The low energy density means that the costs of fuel collection and transportation can quickly outweigh the value of the fuel. Biomass fuels are typically consumed on-site or transported short distances only (e.g., less than 50 miles). Biomass fuels tend to have a high moisture content, which adds weight and increases the cost of transportation. The moisture content also decreases combustion performance.

There are two primary factors to be considered in the evaluation of biomass fuels: Fuel supply, including the total quantities available, the stability of the supply or of the industry generating the fuel, and competitive uses or markets for the fuel. Cost of biomass fuel collection, processing, and transportation, and who pays these costs.

This section discusses three sources of biomass fuel: woody fuels, animal waste, and MSW. These discussions include the issues of fuel supply and costs. These fuels are summarized, along with their respective benefits and barriers, in Table 2 at the end of this section.

Woody Fuels
Wood wastes of all types make excellent biomass fuels and can be used in a wide variety of biomass technologies. Combustion of woody fuels to generate steam or electricity is a proven technology and is the most common biomass-to-energy process. Different types of woody fuels can typically be mixed together as a common fuel, although differing moisture content and chemical makeup can affect the overall conversion rate or efficiency of a biomass project. There are at least six subgroups of woody fuels. The differentiators between these subgroups mainly have to do with availability and cost. Forestry residues—in-forest woody debris and slash from logging and forest management activities. Mill residues—byproducts such as sawdust, hog fuel, and wood chips from lumber mills, plywood manufacturing, and other wood processing facilities.

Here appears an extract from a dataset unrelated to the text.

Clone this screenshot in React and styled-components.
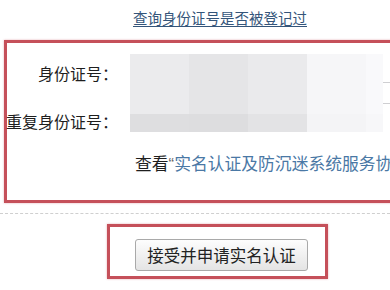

Agricultural residues—byproducts of agricultural activities including crop wastes, vineyard and orchard prunings or turnings, and rejected agricultural products. Urban wood and yard wastes—residential organics collected by municipal programs or recycling centers and construction wood wastes. Dedicated biomass crops—trees, corn, oilseed rape, and other crops grown as dedicated feedstocks for a biomass project. Chemical recovery fuels (black liquor)—woody residues recovered out of the chemicals used to separate fiber for the pulp and paper industry.

Forestry Residues
Forestry residues have been the focus of many recent biomass studies and feasibility assessments due to increasing forest management and wildfire prevention activities under the National Fire Plan. The USDA Forest Service and the Bureau of Land Management have been tasked with reducing the hazardous fuel loading within the forests and the urban-wildland interface.

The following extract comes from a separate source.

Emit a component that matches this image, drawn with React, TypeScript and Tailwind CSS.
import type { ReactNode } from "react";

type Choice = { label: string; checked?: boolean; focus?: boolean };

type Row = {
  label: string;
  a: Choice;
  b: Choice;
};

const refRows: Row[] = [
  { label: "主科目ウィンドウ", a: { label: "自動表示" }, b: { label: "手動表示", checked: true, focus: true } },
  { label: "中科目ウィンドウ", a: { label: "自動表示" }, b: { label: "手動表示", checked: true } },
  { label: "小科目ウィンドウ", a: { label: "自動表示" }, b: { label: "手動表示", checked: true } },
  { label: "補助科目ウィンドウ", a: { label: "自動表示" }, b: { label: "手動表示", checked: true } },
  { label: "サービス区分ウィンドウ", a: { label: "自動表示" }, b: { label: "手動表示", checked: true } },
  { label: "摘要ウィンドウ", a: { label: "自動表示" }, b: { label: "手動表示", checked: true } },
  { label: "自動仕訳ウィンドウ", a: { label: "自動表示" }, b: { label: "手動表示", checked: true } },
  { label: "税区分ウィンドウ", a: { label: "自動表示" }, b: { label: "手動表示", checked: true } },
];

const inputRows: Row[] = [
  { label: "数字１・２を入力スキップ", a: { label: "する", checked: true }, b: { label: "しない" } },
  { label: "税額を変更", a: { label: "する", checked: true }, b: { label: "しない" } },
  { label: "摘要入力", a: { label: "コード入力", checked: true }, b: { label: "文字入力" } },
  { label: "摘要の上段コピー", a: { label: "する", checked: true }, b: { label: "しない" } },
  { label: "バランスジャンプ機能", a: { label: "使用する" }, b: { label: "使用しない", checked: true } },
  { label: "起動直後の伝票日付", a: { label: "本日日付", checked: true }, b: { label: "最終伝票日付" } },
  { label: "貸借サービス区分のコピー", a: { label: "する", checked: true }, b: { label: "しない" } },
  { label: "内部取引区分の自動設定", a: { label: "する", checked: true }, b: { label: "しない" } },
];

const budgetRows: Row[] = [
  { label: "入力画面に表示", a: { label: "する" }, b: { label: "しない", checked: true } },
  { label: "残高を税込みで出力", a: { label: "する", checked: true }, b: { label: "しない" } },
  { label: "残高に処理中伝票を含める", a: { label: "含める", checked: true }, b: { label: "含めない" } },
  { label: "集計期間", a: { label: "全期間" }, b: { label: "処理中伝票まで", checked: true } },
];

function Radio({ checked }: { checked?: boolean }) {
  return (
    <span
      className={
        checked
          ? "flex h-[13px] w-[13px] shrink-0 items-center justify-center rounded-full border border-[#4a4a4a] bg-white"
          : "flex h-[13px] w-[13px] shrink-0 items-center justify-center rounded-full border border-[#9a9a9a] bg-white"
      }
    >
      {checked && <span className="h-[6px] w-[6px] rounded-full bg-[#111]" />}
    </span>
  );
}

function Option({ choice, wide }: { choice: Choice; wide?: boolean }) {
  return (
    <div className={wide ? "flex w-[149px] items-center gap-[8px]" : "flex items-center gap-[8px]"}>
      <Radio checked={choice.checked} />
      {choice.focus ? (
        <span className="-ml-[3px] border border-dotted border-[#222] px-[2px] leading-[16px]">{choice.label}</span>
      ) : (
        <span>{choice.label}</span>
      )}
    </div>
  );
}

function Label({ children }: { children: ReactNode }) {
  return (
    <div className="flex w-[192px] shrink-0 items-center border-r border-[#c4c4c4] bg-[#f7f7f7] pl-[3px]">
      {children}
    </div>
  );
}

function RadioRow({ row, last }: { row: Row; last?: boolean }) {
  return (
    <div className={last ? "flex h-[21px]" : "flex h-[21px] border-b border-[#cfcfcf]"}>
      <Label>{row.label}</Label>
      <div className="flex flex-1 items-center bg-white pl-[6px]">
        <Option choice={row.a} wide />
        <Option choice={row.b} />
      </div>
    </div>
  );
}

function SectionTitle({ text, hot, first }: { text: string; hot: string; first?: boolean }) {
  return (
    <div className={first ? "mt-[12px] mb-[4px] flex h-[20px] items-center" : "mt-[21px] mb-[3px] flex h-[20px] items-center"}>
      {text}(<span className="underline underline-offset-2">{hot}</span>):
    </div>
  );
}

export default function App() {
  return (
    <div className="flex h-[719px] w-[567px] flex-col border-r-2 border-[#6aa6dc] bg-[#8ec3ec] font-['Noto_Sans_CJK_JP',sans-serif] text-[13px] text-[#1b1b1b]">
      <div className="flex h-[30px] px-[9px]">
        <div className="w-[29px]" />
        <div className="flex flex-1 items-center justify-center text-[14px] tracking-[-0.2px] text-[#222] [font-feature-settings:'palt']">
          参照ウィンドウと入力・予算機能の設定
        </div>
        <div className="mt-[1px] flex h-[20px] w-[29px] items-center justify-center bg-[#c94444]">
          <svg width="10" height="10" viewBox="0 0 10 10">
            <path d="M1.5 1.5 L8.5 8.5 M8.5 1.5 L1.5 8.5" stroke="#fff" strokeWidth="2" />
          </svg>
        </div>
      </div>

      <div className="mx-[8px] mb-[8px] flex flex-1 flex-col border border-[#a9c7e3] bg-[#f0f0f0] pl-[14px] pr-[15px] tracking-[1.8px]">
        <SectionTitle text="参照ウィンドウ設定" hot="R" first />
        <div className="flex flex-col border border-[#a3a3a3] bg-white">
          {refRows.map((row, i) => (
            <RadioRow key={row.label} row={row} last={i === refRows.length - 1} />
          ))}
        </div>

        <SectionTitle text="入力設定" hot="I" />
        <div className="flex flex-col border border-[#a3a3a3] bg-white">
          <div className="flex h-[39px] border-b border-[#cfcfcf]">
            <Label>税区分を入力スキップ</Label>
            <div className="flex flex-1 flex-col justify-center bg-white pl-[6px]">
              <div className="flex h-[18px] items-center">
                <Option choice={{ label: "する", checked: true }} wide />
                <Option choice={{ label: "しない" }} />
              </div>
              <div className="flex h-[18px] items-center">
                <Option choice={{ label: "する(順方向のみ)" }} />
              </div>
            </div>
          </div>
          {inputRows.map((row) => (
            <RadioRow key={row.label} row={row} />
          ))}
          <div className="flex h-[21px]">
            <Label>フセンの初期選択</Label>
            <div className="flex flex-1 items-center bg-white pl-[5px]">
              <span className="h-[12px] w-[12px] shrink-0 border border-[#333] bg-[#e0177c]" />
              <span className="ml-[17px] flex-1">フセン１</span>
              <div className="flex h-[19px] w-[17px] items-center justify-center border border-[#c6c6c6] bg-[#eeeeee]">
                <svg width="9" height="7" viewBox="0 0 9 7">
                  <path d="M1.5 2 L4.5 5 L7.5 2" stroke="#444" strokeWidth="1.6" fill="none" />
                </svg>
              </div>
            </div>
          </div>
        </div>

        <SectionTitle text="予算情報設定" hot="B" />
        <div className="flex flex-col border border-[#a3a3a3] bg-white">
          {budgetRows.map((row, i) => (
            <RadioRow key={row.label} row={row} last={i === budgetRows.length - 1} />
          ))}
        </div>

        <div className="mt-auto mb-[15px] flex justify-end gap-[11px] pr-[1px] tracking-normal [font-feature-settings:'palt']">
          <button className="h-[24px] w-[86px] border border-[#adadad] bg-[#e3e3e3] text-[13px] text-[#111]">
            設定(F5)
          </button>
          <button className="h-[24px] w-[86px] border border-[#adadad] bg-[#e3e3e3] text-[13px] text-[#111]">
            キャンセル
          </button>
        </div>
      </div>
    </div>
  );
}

Forestry residues are typically disposed of by on-site (in-forest) stacking and burning. This results in substantial air emissions that affect not only the forest lands and nearby populations, but the overall regional air quality as well. Open burning can also cause water quality and erosion concerns. The Forest Service and other public and private land management entities would like to have viable alternatives for disposing of their forestry residues in a more environmentally benign manner. An ideal situation, from the perspective of forest managers, would be the creation of a market for the forestry residues. The market they envision would generate revenues for the forest managers, which in turn would allow much needed expansion of the forest management programs.

Mill Residues
Mill residues are a much more economically attractive fuel than forestry residues, since the in-forest collection and chipping are already included as part of the commercial mill operations. Biomass facilities collocated with and integral to the mill operation have the advantage of eliminating transportation altogether and thus truly achieve a no-cost fuel. Mill residues have long been used to generate steam and electricity.

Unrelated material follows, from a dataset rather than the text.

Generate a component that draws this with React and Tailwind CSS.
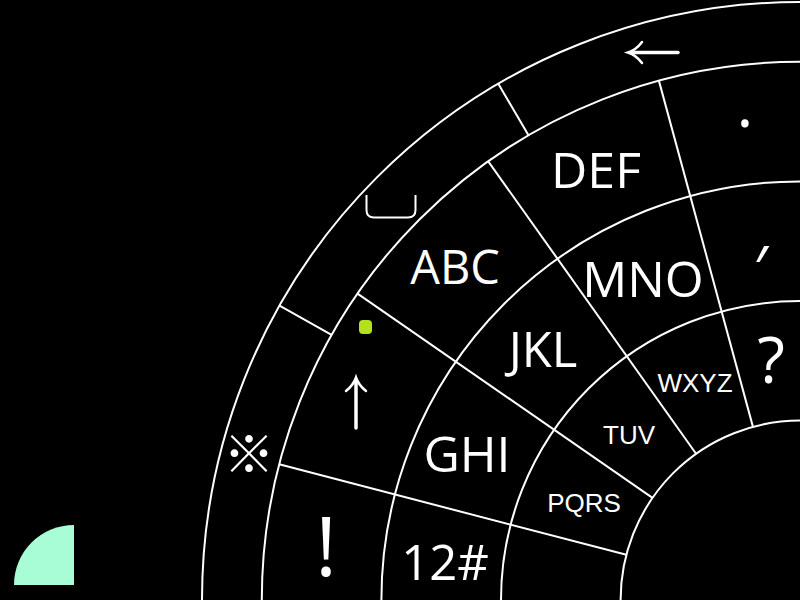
import React from 'react';

const CX = 800;
const CY = 600;
const R = 598;

const rings = [0.3, 0.5, 0.7, 0.9, 1];

// radial dividers: angle in degrees measured up from the left horizontal
const rays = [
    { a: 14.6, from: 0.3, to: 0.9 },
    { a: 34.7, from: 0.3, to: 0.9 },
    { a: 54.6, from: 0.3, to: 0.9 },
    { a: 74.8, from: 0.3, to: 0.9 },
    { a: 29.5, from: 0.9, to: 1 },
    { a: 59.7, from: 0.9, to: 1 },
];

const pt = (a, r) => {
    const rad = (a * Math.PI) / 180;
    return [CX - r * R * Math.cos(rad), CY - r * R * Math.sin(rad)];
};

const big = [
    { t: 'DEF', x: 596, y: 188, s: 50 },
    { t: 'ABC', x: 455, y: 284, s: 47 },
    { t: 'MNO', x: 643, y: 297, s: 50 },
    { t: 'JKL', x: 543, y: 367, s: 49 },
    { t: 'GHI', x: 467, y: 472, s: 50 },
    { t: '12#', x: 445, y: 580, s: 49 },
];

const small = [
    { t: 'WXYZ', x: 695, y: 392 },
    { t: 'TUV', x: 629, y: 444 },
    { t: 'PQRS', x: 584, y: 512 },
];

const Wheel = () => (
    <svg width="800" height="600" viewBox="0 0 800 600" className="block">
        <g fill="none" stroke="#fff" strokeWidth="2">
            {rings.map((r) => (
                <circle key={r} cx={CX} cy={CY} r={r * R} />
            ))}
            {rays.map((l) => {
                const [x1, y1] = pt(l.a, l.from);
                const [x2, y2] = pt(l.a, l.to);
                return <line key={l.a} x1={x1} y1={y1} x2={x2} y2={y2} />;
            })}
        </g>

        {/* space bar glyph */}
        <path
            d="M366.5 195 V210 Q366.5 217.5 374 217.5 H408 Q415.5 217.5 415.5 210 V195"
            fill="none"
            stroke="#fff"
            strokeWidth="2"
        />

        {/* backspace arrow */}
        <g fill="none" stroke="#fff" strokeLinecap="round">
            <path d="M630 52.5 H678" strokeWidth="3.5" />
            <path d="M642 42 Q636 50 628 52.5 Q636 55 642 63" strokeWidth="2.5" />
        </g>

        {/* shift arrow */}
        <g fill="none" stroke="#fff" strokeLinecap="round">
            <path d="M356 380 V428" strokeWidth="3.5" />
            <path d="M346 391 Q353.5 385 356 377.5 Q358.5 385 366 391" strokeWidth="2.5" />
        </g>

        <rect x="359" y="320" width="13" height="14" rx="4" fill="#b3e21c" />

        <g fill="#fff" fontFamily="'Open Sans', 'Noto Sans', sans-serif" textAnchor="middle">
            {big.map((b) => (
                <text key={b.t} x={b.x} y={b.y} fontSize={b.s}>
                    {b.t}
                </text>
            ))}
            <text x="326" y="576" fontSize="82">!</text>
            <text x="771" y="383" fontSize="64">?</text>
            <text x="745" y="127" fontSize="64">.</text>
            <text x="761" y="291" fontSize="62">′</text>
        </g>

        <g fill="#fff" fontFamily="'Liberation Sans', Arial, sans-serif" textAnchor="middle">
            {small.map((b) => (
                <text key={b.t} x={b.x} y={b.y} fontSize="26">
                    {b.t}
                </text>
            ))}
        </g>

        <text
            x="249"
            y="473"
            fontSize="51"
            fill="#fff"
            textAnchor="middle"
            fontFamily="'Noto Sans CJK JP', sans-serif"
        >
            ※
        </text>

        {/* mode indicator */}
        <path d="M74 585 H14 A60 60 0 0 1 74 525 Z" fill="#a8fdd6" />
    </svg>
);

export default function App() {
    return (
        <div className="w-[800px] h-[600px] bg-black overflow-hidden">
            <Wheel />
        </div>
    );
}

In Washington State alone, there are approximately 38 facilities that combust about 3 million BDT of mill residues per year to generate steam and electricity. All but two of these mill-residue-fired biomass projects are owned and operated by the mills or wood products companies that supply their fuel. The in-plant facilities primarily generate steam for lumber drying and processing. Any electricity produced is used to offset plant use, although a few facilities do sell excess electrical power to the local utility.

One example of a mill residue biomass-to-energy facility not owned by a mill is Avista Utility’s Kettle Falls Station in northeastern Washington. The facility is strategically located within an average distance of 46 miles from 15 different mills, and purchases approximately 350,000 BDT per year of residues to generate 46 MW of electrical power. The facility was conceived in the late 1970s when mills were facing stricter pollution regulations that required them to replace their wigwam burners. Rather than invest in new equipment, the mills were willing to enter into long-term contracts with the private electric utility to supply a biomass facility with mill residues. The facility continues to operate successfully, due in large part to its unique location in one of the most heavily forested areas in the Pacific Northwest.

Agricultural Residues
Agricultural residues can provide a substantial amount of biomass fuel. Similar to the way mill residues provide a significant portion of the overall biomass consumption in the Pacific Northwest, agricultural residues from sugar cane harvesting and processing provide a significant portion of the total biomass consumption in other parts ofthe world. One significant issue with agricultural residues is the seasonal variation of the supply.

Large residue volumes follow harvests, but residues throughout the rest of the year are minimal. Biomass facilities that depend significantly on agricultural residues must either be able to adjust output to follow the seasonal variation, or have the capacity to stockpile a significant amount of fuel.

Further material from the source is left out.